A ideia de reunir vários países para criar um fundo para a Amazônia, como proposto por Biden durante a campanha, está em discussão no Departamento do Tesouro dos EUA. Em debate eleitoral, no ano passado, o então candidato democrata falou em um financiamento de US$ 20 bilhões para preservação da floresta. O plano, porém, ainda deve levar mais de um mês para ficar pronto. Portanto, não deverá ser anunciado na reunião de abril. A cúpula será online e não há previsão, até o momento, de uma conversa entre Bolsonaro e Biden.
Entre as medidas concretas para alterar o ritmo do desmatamento, segundo o diplomata americano, estão o aumento na fiscalização, a distribuição de competências também para governos estaduais e municipais, além do engajamento com comunidades indígenas. Além da pressão sobre o extrativismo ilegal, os EUA dizem que é preciso trabalhar com as comunidades locais e oferecer incentivos ao cumprimento das leis ambientais.
"Não estamos presumindo que esta seja uma agenda dos EUA. Isso tem de ser do Brasil, tem de ser dentro do contexto da soberania brasileira. Pessoas de fora podem ajudar? Achamos que sim. E, se pudermos fazer isso e evitar o desmatamento, acreditamos que seria uma vitória de todos", afirmou o americano.
Itamaraty
A troca no comando do Itamaraty não é vista na chancelaria americana como um fator de mudança na relação entre os dois países. O ministro Ernesto Araújo, que pediu demissão na manhã desta segunda-feira, 29, já defendeu nos EUA ideias completamente contrárias aos princípios do governo Biden. Em 2019, Araújo comparou, em palestra em Washington, o que chamou de "climatismo" e "alarmismo climático" com um sistema de "justiça stalinista".

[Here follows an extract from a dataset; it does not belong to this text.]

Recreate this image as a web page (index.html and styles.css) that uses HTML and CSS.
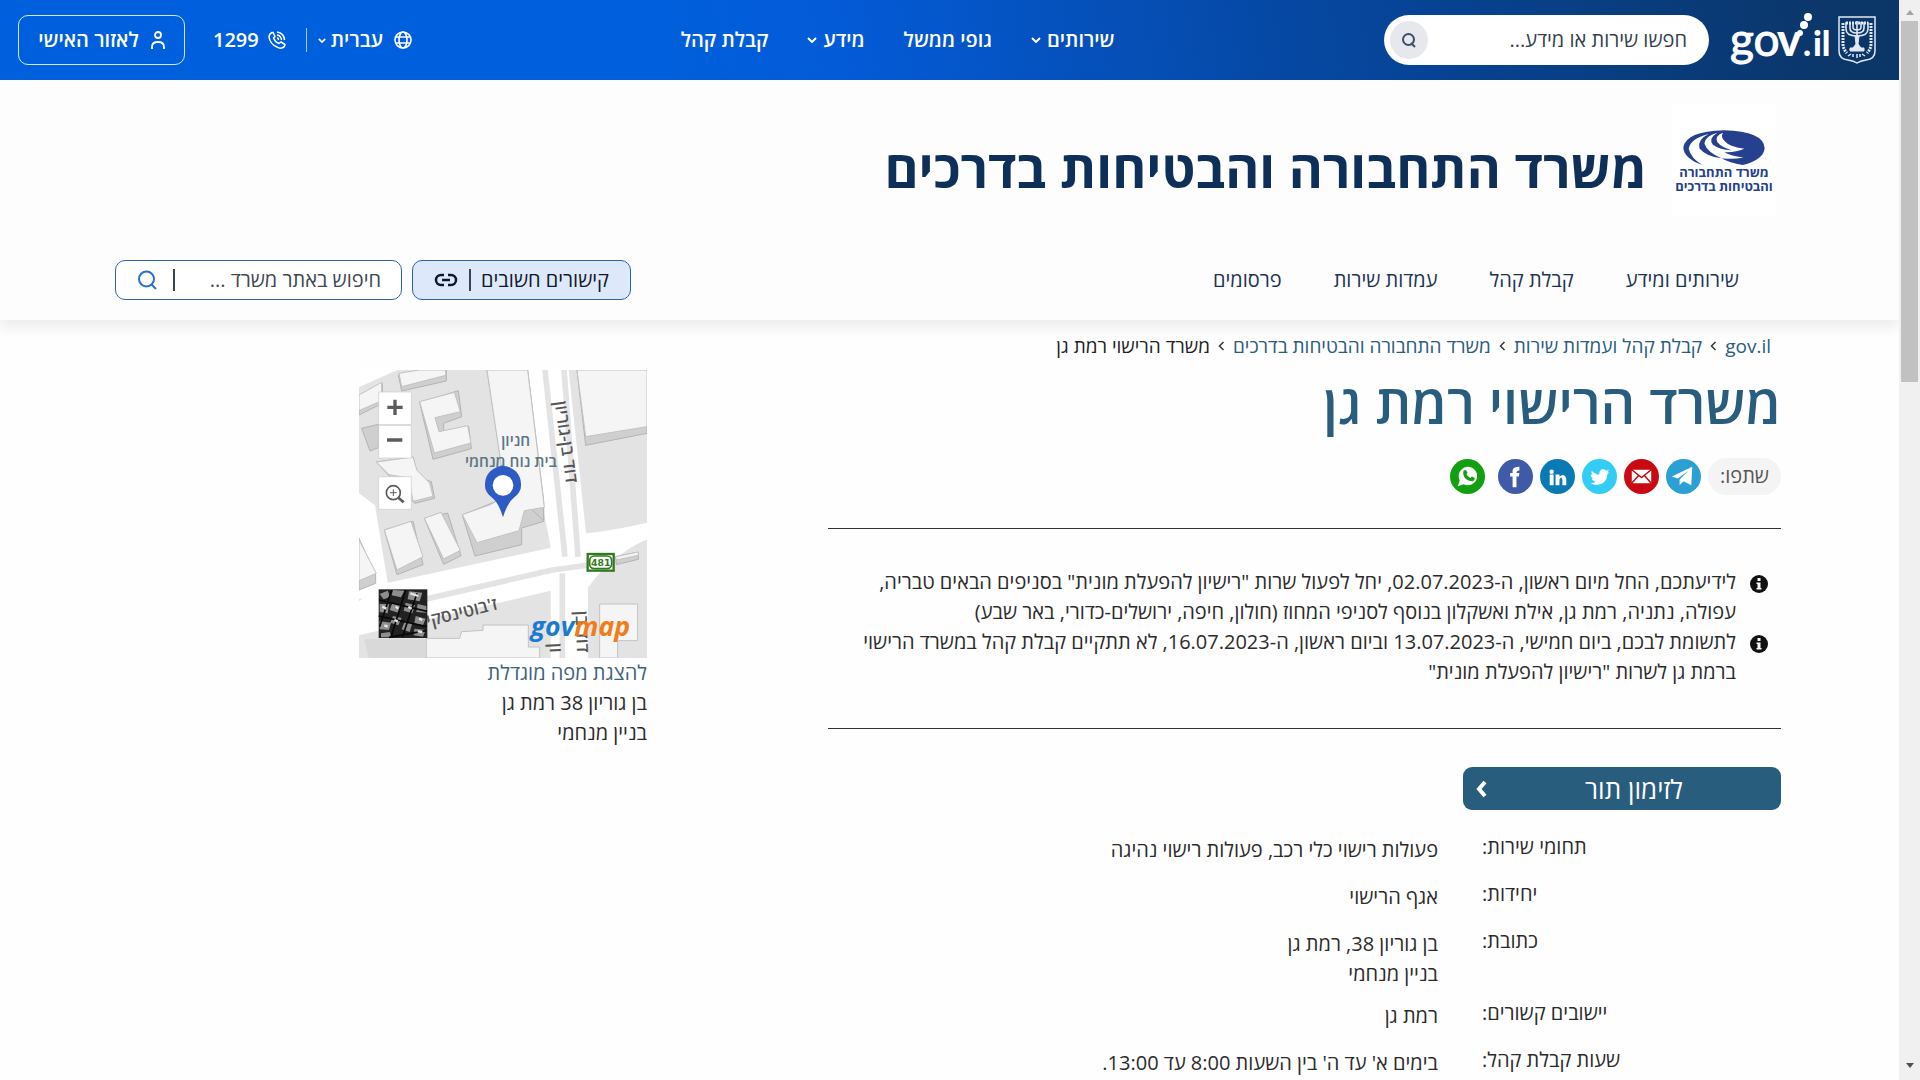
FILE: index.html
```html
<!DOCTYPE html>
<html lang="he">
<head>
<meta charset="utf-8">
<meta name="viewport" content="width=device-width, initial-scale=1">
<title>משרד הרישוי רמת גן</title>
<link rel="stylesheet" href="styles.css">
</head>
<body>
<div class="page" dir="rtl">
  <header class="topbar">
    <div class="topbar-start">
      <a class="brand" href="#" aria-label="gov.il">
        <svg class="emblem" width="38" height="48" viewBox="0 0 38 48" fill="none" stroke="#dfe8f5" aria-hidden="true">
          <path d="M1 1h36v34q0 8-9 9-6 1-9 3-3-2-9-3-9-1-9-9z" stroke-width="1.5"/>
          <path d="M8 6v7q0 7 11 7t11-7V6M12 6v6q0 5 7 5t7-5V6M15 6v5q0 3 4 3t4-3V6M19 5v24" stroke-width="1.6"/>
          <path d="M8 7h22" stroke-width="3" stroke-dasharray="2 1"/>
          <path d="M17 20h4l-1 8 3 4h-8l3-4zM12 32h14v3H12z" fill="#dfe8f5"/>
          <path d="M5 7v21q0 5 4 9M33 7v21q0 5-4 9" stroke-width="3" stroke-dasharray="2 1"/>
          <path d="M10 40l3-2m2 3v-3m4 4v-4m3 3v-3m5 2l-3-2" stroke-width="1.5"/>
        </svg>
        <svg class="govil" width="98" height="54" viewBox="0 0 98 54" direction="ltr" fill="#fff">
          <text class="logo-thin" x="-1" y="43" font-size="46">go</text>
          <text class="logo-bold" x="46" y="43" font-size="46">v</text>
          <text class="logo-bold" x="72" y="43" font-size="34">.</text>
          <text class="logo-bold" x="82" y="43" font-size="34">il</text>
          <circle cx="69" cy="20" r="3"/><circle cx="73" cy="12" r="4"/><circle cx="77" cy="4" r="4"/>
        </svg>
      </a>
      <form class="site-search" role="search">
        <input type="text" aria-label="חיפוש" placeholder="חפשו שירות או מידע...">
        <button type="button" aria-label="חפש">
          <svg width="14" height="15" viewBox="0 0 14 15" fill="none" stroke="#3c4d66" stroke-width="2"><circle cx="6.500" cy="6.500" r="5.500"/><path d="M9 10l4 4"/></svg>
        </button>
      </form>
    </div>
    <nav class="topnav" aria-label="ראשי">
      <a href="#">שירותים <svg class="chev" viewBox="0 0 10 6"><path d="M1 1l4 4 4-4"/></svg></a>
      <a href="#">גופי ממשל</a>
      <a href="#">מידע <svg class="chev" viewBox="0 0 10 6"><path d="M1 1l4 4 4-4"/></svg></a>
      <a href="#">קבלת קהל</a>
    </nav>
    <div class="topbar-end">
      <button type="button" class="lang">
        <svg width="18" height="20" viewBox="0 0 18 20" fill="none" stroke="#fff" stroke-width="1.600"><circle cx="9" cy="10" r="8"/><ellipse cx="9" cy="10" rx="4" ry="8"/><path d="M1.500 7h15M1.500 13h15"/></svg>
        עברית
        <svg class="chev small" viewBox="0 0 10 6"><path d="M1 1l4 4 4-4"/></svg>
      </button>
      <a class="phone" href="tel:1299">
        <svg width="18" height="18" viewBox="0 0 18 18" fill="none" stroke="#fff" stroke-width="1.500"><path d="M4 1.500Q1 3 1 6q1 7 8 10 3 2 6 .5 2-1 2-3l-4-2.500-2 1.500Q7 11 5.500 7L7 5.500 5 1.500z"/><path d="M9 1q7 1 7.500 8M9 4q4 .5 4.500 5M9 7q1.500 0 1.500 2"/></svg>
        1299
      </a>
      <a class="personal" href="#">
        <svg width="14" height="19" viewBox="0 0 14 19" fill="none" stroke="#fff" stroke-width="1.800"><circle cx="7" cy="4" r="3"/><path d="M1 18v-2q0-5 6-5t6 5v2"/></svg>
        לאזור האישי
      </a>
    </div>
  </header>

  <section class="office">
    <div class="office-brand">
      <a class="office-logo" href="#">
        <svg width="82" height="35" viewBox="0 0 230 104" preserveAspectRatio="none" aria-hidden="true">
          <path d="M54 104Q2 84 1 52 8 4 115 1 226 4 229 54 226 88 168 104 130 98 108 84 140 88 170 82 130 76 116 66 146 68 172 56 128 48 118 34 104 22 112 8 88 18 96 36 108 52 136 60 104 60 84 44 70 26 96 8 62 18 60 40 68 66 108 84 64 78 46 54 40 28 72 12 20 26 16 56 22 84 54 104z" fill="#25408f"/>
        </svg>
        <span>משרד התחבורה</span>
        <span>והבטיחות בדרכים</span>
      </a>
      <p class="office-name">משרד התחבורה והבטיחות בדרכים</p>
    </div>
    <div class="office-bar">
      <nav class="office-nav" aria-label="המשרד">
        <a href="#">שירותים ומידע</a>
        <a href="#">קבלת קהל</a>
        <a href="#">עמדות שירות</a>
        <a href="#">פרסומים</a>
      </nav>
      <div class="office-tools">
        <button type="button" class="links-btn">
          <span>קישורים חשובים</span><i class="bar"></i>
          <svg width="24" height="14" viewBox="0 0 24 14" fill="none" stroke="#10182b" stroke-width="2.500"><path d="M10 2H7a5 5 0 0 0 0 10h3M14 2h3a5 5 0 0 1 0 10h-3M8 7h8"/></svg>
        </button>
        <form class="office-search" role="search">
          <input type="text" aria-label="חיפוש באתר משרד" placeholder="חיפוש באתר משרד ...">
          <i class="bar"></i>
          <button type="button" aria-label="חפש"><svg width="19" height="20" viewBox="0 0 19 20" fill="none" stroke="#2a6fd0" stroke-width="2"><circle cx="8.500" cy="9" r="7.500"/><path d="M13 14l5 5"/></svg></button>
        </form>
      </div>
    </div>
  </section>

  <main class="content">
    <nav class="crumbs" aria-label="נתיב">
      <a href="#">gov.il</a><svg viewBox="0 0 6 10"><path d="M5 1L1 5l4 4"/></svg>
      <a href="#">קבלת קהל ועמדות שירות</a><svg viewBox="0 0 6 10"><path d="M5 1L1 5l4 4"/></svg>
      <a href="#">משרד התחבורה והבטיחות בדרכים</a><svg viewBox="0 0 6 10"><path d="M5 1L1 5l4 4"/></svg>
      <span>משרד הרישוי רמת גן</span>
    </nav>
    <div class="columns">
      <article class="details">
        <h1>משרד הרישוי רמת גן</h1>
        <div class="share">
          <span class="share-label">שתפו:</span>
          <a href="#" class="tg" aria-label="Telegram"><svg viewBox="0 0 36 36"><path fill="#fff" d="M6 18L27 8l-1 19-8-4-4 4v-6l9-9-11 8z"/></svg></a>
          <a href="#" class="mail" aria-label="Email"><svg viewBox="0 0 36 36"><rect x="8" y="11" width="20" height="14" rx="1" fill="#fff"/><path d="M8 11l10 8 10-8M8 25l7-8M28 25l-7-8" fill="none" stroke="#c00a12" stroke-width="1.500"/></svg></a>
          <a href="#" class="tw" aria-label="Twitter"><svg viewBox="0 0 36 36"><path fill="#fff" d="M10 12q4 4 8 4c-1-5 4-7 7-4l3-1-2 3 2 0-2 2c0 9-9 13-17 9q4 0 5-2-3 0-4-3h2q-3-1-3-4l2 .5q-2-2-1-4.500z"/></svg></a>
          <a href="#" class="li" aria-label="LinkedIn"><svg viewBox="0 0 36 36"><g fill="#fff"><circle cx="12" cy="13" r="2.300"/><path d="M10 16h4v11h-4zM16 16h4v2q5-4 7 2v7h-4v-6q-1-4-3 0v6h-4z"/></g></svg></a>
          <a href="#" class="fb" aria-label="Facebook"><svg viewBox="0 0 36 36"><path fill="#fff" d="M15 29V18h-2.500v-3.500H15q-1-7 7-6.500v4q-3-.5-3 2.500h3l-.5 3.500H19v11z"/></svg></a>
          <a href="#" class="wa" aria-label="WhatsApp"><svg viewBox="0 0 36 36"><path fill="#fff" d="M8 28l2-6a9.500 9.500 0 1 1 4 4z"/><path fill="#12a012" d="M14 12l2-1 2 3-1 2q1 2 4 3.500l1.500-1.500 3 1.500q0 3-3 3.500-8-1-9-8 0-2 .5-3z"/></svg></a>
        </div>
        <ul class="notices">
          <li><svg viewBox="0 0 18 18"><circle cx="9" cy="9" r="9" fill="#111"/><path fill="#fff" d="M7.500 3h3v3h-3zM6.500 7.500h4V13h1v1.500h-5V13h1V9h-1z"/></svg><span>לידיעתכם, החל מיום ראשון, ה-02.07.2023, יחל לפעול שרות "רישיון להפעלת מונית" בסניפים הבאים טבריה, עפולה, נתניה, רמת גן, אילת ואשקלון בנוסף לסניפי המחוז (חולון, חיפה, ירושלים-כדורי, באר שבע)</span></li>
          <li><svg viewBox="0 0 18 18"><circle cx="9" cy="9" r="9" fill="#111"/><path fill="#fff" d="M7.500 3h3v3h-3zM6.500 7.500h4V13h1v1.500h-5V13h1V9h-1z"/></svg><span>לתשומת לבכם, ביום חמישי, ה-13.07.2023 וביום ראשון, ה-16.07.2023, לא תתקיים קבלת קהל במשרד הרישוי ברמת גן לשרות "רישיון להפעלת מונית"</span></li>
        </ul>
        <a class="book" href="#"><span>לזימון תור</span><svg width="11" height="18" viewBox="0 0 11 18"><path d="M9 2L3 9l6 7" fill="none" stroke="#fff" stroke-width="4"/></svg></a>
        <dl class="facts">
          <div><dt>תחומי שירות:</dt><dd>פעולות רישוי כלי רכב, פעולות רישוי נהיגה</dd></div>
          <div><dt>יחידות:</dt><dd>אגף הרישוי</dd></div>
          <div><dt>כתובת:</dt><dd>בן גוריון 38, רמת גן<br>בניין מנחמי</dd></div>
          <div><dt>יישובים קשורים:</dt><dd>רמת גן</dd></div>
          <div><dt>שעות קבלת קהל:</dt><dd>בימים א' עד ה' בין השעות 8:00 עד 13:00.</dd></div>
        </dl>
      </article>

      <aside class="location">
        <svg class="map" viewBox="30 30 864 864" role="img" aria-label="מפה">
          <rect x="30" y="30" width="864" height="864" fill="#e3e3e3"/>
          <g fill="#fff">
            <path d="M535 30h124l52 490q90-10 183-32v50q-110 50-177 145v211H605V560L585 460z"/>
            <path d="M30 400l48 36 46 280H30zM30 30h115L30 82z"/>
            <path d="M100 672L620 560h90q90-10 184-72v50q-60 20-150 90-60 40-120 60L30 826V724z"/>
          </g>
          <path d="M645 30l42 560M588 30l60 560M110 745L610 630l110-15M640 640v254" stroke="#e3e3e3" stroke-width="17" fill="none"/>
          <g fill="#cfcfcf" stroke="#b3b3b3" stroke-width="3">
            <path d="M148 45l10 48 134-30V30h-60zM30 110l70-40v60l-70 35zM38 205l50-12v70l-25 10zM212 128l40 170 115-32-8-66-75 20v-30l54-20-10-78zM82 306l110-15 15 60 40 14 10 50-60 15z"/>
            <path d="M414 30l52 340 118 112v-60L536 30zM340 465l38 123 140-34v-50l66-20v-42l-60 7-60-34zM106 510l38 134 78-30-30-130zM226 475l58 138 52-26-40-128zM684 30l26 226 184-36V30zM30 535l50 110v25l-50 20zM800 590l68-14v22l-66 16z"/>
          </g>
          <g fill="#f5f5f5" stroke="#c2c2c2" stroke-width="3">
            <path d="M150 40l8 40 132-34V30h-80zM30 105l68-38v55l-68 30zM212 125l104-28 18 58-76 18 12 42 86-18 10 52-110 30zM82 306l110-15 12 40 38 38 10 40-60 15-12-70-60-10z"/>
            <path d="M414 30h122l50 412-60 10-16 60-126 36-44-84 84-30q56-24 34-110zM106 510l80-26 36 106-78 40zM226 475l50-18 58 114-50 26zM684 30l26 200 184-30V30zM30 540l52 100-52 22zM800 590l68-14v10l-66 14z"/>
            <path d="M232 835h100l6-20 64-4v-16h136v66h34v33H232zM752 732h114v110h-60v52h-54z"/>
          </g>
          <path d="M45 838h187v56H60z" fill="#d9d9d9"/>
          <g class="map-place"><text x="500" y="258">חניון</text><text x="486" y="320">בית נוח מנחמי</text></g>
          <g class="map-street">
            <text transform="translate(634 248) rotate(82)">דוד בן-גוריון</text>
            <text transform="translate(342 774) rotate(-14)">ז'בוטינסקי</text>
            <text transform="translate(682 816) rotate(88)">דוד בן</text>
            <text transform="translate(602 864) rotate(88)">ון</text>
          </g>
          <path d="M462 472Q450 430 428 412 406 395 408 372a54 54 0 0 1 108 0q2 23-20 40-22 18-34 60z" fill="#2c5bc4"/>
          <circle cx="462" cy="376" r="31" fill="#fff"/>
          <rect x="716" y="582" width="78" height="50" fill="#fff" stroke="#327a20" stroke-width="7"/>
          <rect x="722" y="588" width="66" height="38" rx="14" fill="#fff" stroke="#327a20" stroke-width="5"/>
          <text class="map-route" x="755" y="617">481</text>
          <g fill="#fff" stroke="#ccc" stroke-width="2"><path d="M89 96h98v98H89zM89 196h98v98H89zM89 350h98v98H89z"/></g>
          <g fill="none" stroke="#5c5c5c"><path d="M115 142h46M138 119v46M114 240h46" stroke-width="10"/><circle cx="133" cy="398" r="21" stroke-width="5"/><path d="M148 413l16 14" stroke-width="8"/><path d="M123 398h20M133 388v20" stroke-width="3"/></g>
          <g><rect x="89" y="688" width="146" height="146" fill="#222"/>
            <g fill="#8e8e8e"><path d="M92 702l24-10 8 18-20 8zM132 690l34 2-10 20-28-6zM180 694l40 4-8 26-36-6zM92 732l28 0-4 28-24-4zM130 730l26 6-8 22-26-8zM170 728l28 8-8 24-26-8zM206 732l26 6v20l-30-2zM92 784l34 4-6 22-28-2zM132 768l26 6-10 22-24-8zM168 782l22 8-8 26-24-8zM200 768l30 8-8 20-26-6zM96 820l26-4 6 16H96zM196 806l34 4-8 20-28-4z"/></g>
            <path d="M90 720l144 34M89 768l144 32M128 690L92 800M170 690l-44 142M204 700l-44 132M120 832l112-20" stroke="#080808" stroke-width="5"/>
            <path d="M100 740l12 6M140 740l8 6M184 700l24 8M106 796l10 4M178 740l10 6M206 814l14 2M136 780l10 4M210 776l10 4" stroke="#e5e5e5" stroke-width="7"/>
          </g>
          <text class="map-logo" direction="ltr" x="545" y="828"><tspan fill="#1c7bd0">gov</tspan><tspan fill="#ee7d1a">map</tspan></text>
        </svg>
        <a href="#">להצגת מפה מוגדלת</a>
        <p>בן גוריון 38 רמת גן<br>בניין מנחמי</p>
      </aside>
    </div>
  </main>
</div>
<div class="scroll" aria-hidden="true">
  <svg viewBox="0 0 8 5"><path d="M0 5l4-5 4 5z" fill="#a3a3a3"/></svg>
  <div class="thumb"></div>
  <svg class="down" viewBox="0 0 8 5"><path d="M0 0l4 5 4-5z" fill="#505050"/></svg>
</div>
</body>
</html>
```
FILE: styles.css
```css
* { box-sizing: border-box; }
body {
  margin: 0;
  display: flex;
  align-items: flex-start;
  background: #fefefe;
  color: #2b2b2b;
  font: 20px/30px "Open Sans", "DejaVu Sans", sans-serif;
}
a { color: inherit; text-decoration: none; }
button, input { font: inherit; color: inherit; border: 0; background: none; padding: 0; margin: 0; }
p, h1, ul, dl, dd { margin: 0; padding: 0; }
svg { flex: none; display: block; }

.page { flex: 1; min-width: 0; height: 100vh; overflow: hidden; }

.topbar {
  display: grid;
  grid-template-columns: 763fr auto 664fr;
  align-items: center;
  height: 80px;
  padding: 0 23px 0 18px;
  color: #fff;
  font-weight: 600;
  background: linear-gradient(260deg, #0b3668 3%, #06459a 28%, #045bd8 56%, #005fdc 65%);
}
.topbar-start, .topbar-end { display: flex; align-items: center; }
.brand { display: flex; gap: 9px; align-items: center; }
.govil { overflow: visible; }
.logo-thin { font-family: Lato, sans-serif; font-weight: 400; stroke: #fff; stroke-width: 1px; }
.logo-bold { font-family: Lato, sans-serif; font-weight: 900; }
.site-search {
  display: flex; align-items: center;
  width: 325px; height: 50px;
  margin-inline-start: 22px;
  padding: 0 22px 0 6px;
  border-radius: 25px;
  background: #fff;
  font-weight: 400;
}
.site-search input { flex: 1; min-width: 0; outline: 0; }
.site-search input::placeholder { color: #333f50; opacity: 1; }
.site-search button { display: grid; place-items: center; width: 38px; height: 38px; border-radius: 50%; background: #e6e8ee; }
.topnav { display: flex; gap: 39px; }
.topnav a { display: flex; align-items: center; gap: 6px; }
.chev { width: 10px; height: 6px; fill: none; stroke: #fff; stroke-width: 2; }
.chev.small { width: 8px; height: 5px; }
.topbar-end { justify-content: flex-end; }
.lang { display: flex; align-items: center; gap: 5px; line-height: 24px; padding-inline-end: 11px; border-inline-end: 1px solid #a9c8f2; }
.lang svg:first-child { margin-inline-end: 6px; }
.phone { display: flex; align-items: center; gap: 9px; margin-inline: 20px 28px; }
.personal {
  display: flex; align-items: center; justify-content: center; gap: 12px;
  width: 167px; height: 50px;
  border: 1px solid #d5e6fb; border-radius: 10px;
}

.office { background: #fdfdfd; min-height: 240px; box-shadow: 0 8px 12px #00000012; padding: 25px 118px 0 115px; }
.office-brand { display: flex; align-items: center; }
.office-logo {
  display: flex; flex-direction: column; align-items: center;
  width: 104px; height: 110px; padding-top: 25px; margin-inline-start: 5px;
  background: #fff; color: #25408f;
  font-size: 13px; line-height: 14px; font-weight: 700;
}
.office-name { margin-inline-start: 25px; padding-top: 16px; font-size: 52px; line-height: 70px; font-weight: 700; color: #0e3058; }
.office-bar { display: flex; justify-content: space-between; align-items: center; height: 40px; margin-top: 45px; padding-right: 42px; color: #1c3454; }
.office-nav { display: flex; gap: 52px; }
.office-tools { display: flex; gap: 10px; }
.links-btn, .office-search { display: flex; align-items: center; height: 40px; border: 1px solid #2a64a8; border-radius: 10px; }
.links-btn { width: 219px; padding: 0 21px; justify-content: space-between; background: #dde9fa; color: #10182b; }
.bar { width: 2px; height: 22px; background: #3a4255; }
.office-search { width: 287px; padding: 0 20px 0 22px; gap: 16px; background: #fff; }
.office-search input { flex: 1; min-width: 0; outline: 0; }
.office-search input::placeholder { color: #3f4652; opacity: 1; }

.content { padding: 11px 118px 0 115px; }
.crumbs { display: flex; align-items: center; gap: 8px; padding-right: 10px; font-size: 19px; color: #2a5c7d; }
.crumbs svg { width: 7px; height: 10px; fill: none; stroke: #333; stroke-width: 1.5; }
.crumbs span { color: #222; }
.columns { display: flex; justify-content: space-between; }
.details { width: 57.2%; padding-top: 6px; }
h1 { font-size: 54px; line-height: 72px; font-weight: 600; color: #285d7e; }
.share { display: flex; align-items: center; gap: 7px; height: 37px; margin-top: 19px; }
.share a { width: 35px; height: 35px; border-radius: 50%; }
.share-label { width: 73px; height: 37px; line-height: 36px; border-radius: 18px; background: #f4f4f4; text-align: center; color: #555; }
.tg { background: #2ba0d5; } .mail { background: #c90a12; } .tw { background: #33ccf5; }
.li { background: #0a7ab5; } .fb { background: #3f5ba8; } .wa { background: #12a012; margin-inline-start: 6px; }
.notices { list-style: none; margin-top: 33px; padding: 38px 13px 41px 0; border: solid #333; border-width: 1px 0; }
.notices li { display: flex; gap: 14px; }
.notices svg { width: 18px; height: 18px; margin-top: 8px; }
.book {
  display: flex; align-items: center;
  width: 318px; height: 43px; margin-top: 38px; padding-left: 13px;
  border-radius: 9px; background: #295d7e; color: #fff; font-size: 26px;
}
.book span { flex: 1; text-align: center; }
.facts { margin-top: 22px; }
.facts div { display: grid; grid-template-columns: 299px 1fr; column-gap: 44px; min-height: 47px; padding-bottom: 9px; }
.facts dt { text-align: left; }
.facts dd { padding-top: 3px; }

.location { width: 531px; margin-top: -6px; padding-top: 15px; }
.columns .location { margin-left: 1px; }
.map { width: 288px; height: 288px; }
.location a { display: block; color: #3c6379; }
.map-place text { font: 600 46px "Open Sans", sans-serif; fill: #5b7686; text-anchor: middle; }
.map-street text { font: 600 52px "Open Sans", sans-serif; fill: #555; text-anchor: middle; }
.map-route { font: 700 28px "DejaVu Sans", sans-serif; fill: #327a20; text-anchor: middle; }
.map-logo { font: italic 700 80px "Open Sans", sans-serif; text-anchor: start; }

.scroll { position: sticky; top: 0; display: flex; flex-direction: column; align-items: center; width: 21px; height: 100vh; padding: 10px 2px 12px; background: #f0f0f0; }
.scroll svg { width: 8px; height: 5px; }
.thumb { width: 17px; height: 361px; margin-top: 6px; background: #c1c1c1; }
.scroll .down { margin-top: auto; }
```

O governo Biden, no entanto, diz que a conversa sobre meio ambiente é de interesse dos dois países e a relação não deve ser alterada. "Eu não acredito que isso vá afetar nossa relação. É uma conversa de país para país. É certamente muito afetada pelos indivíduos, mas vemos muito como uma conversa que nós e outros no mundo queremos manter com o Brasil", afirmou o diplomata.